Melvin Kolf

Personal information
- Date of birth: 22 March 1986 (age 39)
- Place of birth: Nijmegen, Netherlands
- Height: 1.76 m (5 ft 9 in)
- Position: Forward

Youth career
- Quick 1888
- Vitesse
- NEC Nijmegen

Senior career*
- Years: Team / Apps / (Gls)
- 2008–2009: De Graafschap
- 2009–2011: FC Oss
- 2011–2012: NEC Nijmegen II
- 2012–?: FC Presikhaaf

= Melvin Kolf =

Dutch footballer (born 1986)

Melvin Kolf (born 22 March 1986) is a Dutch former professional footballer who played as a forward for De Graafschap and FC Oss.

==Career==
Kolf played youth football for Quick 1888, Vitesse and NEC Nijmegen.
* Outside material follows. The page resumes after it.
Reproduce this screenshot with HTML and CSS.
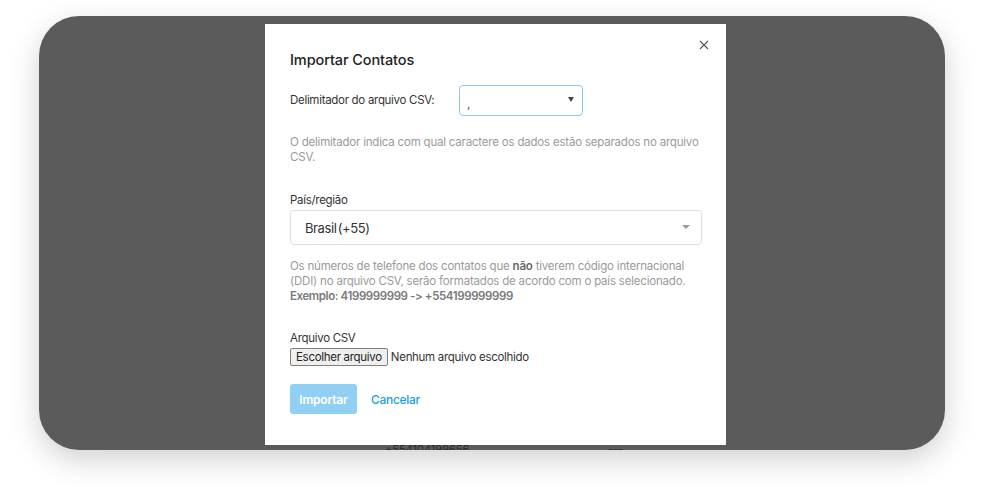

He spent two years at De Graafschap before joining FC Oss where he made 29 appearances in the Eerste Divisie.

Kolf moved from the NEC Nijmegen reserves to FC Presikhaaf in March 2012.

==Post-playing career==
After his retirement from playing, Kolf became a youth worker in the Presikhaaf neighbourhood in Arnhem.

==Personal life==
Kolf was born in Nijmegen to a Surinamese father and a Dutch mother. He has two siblings.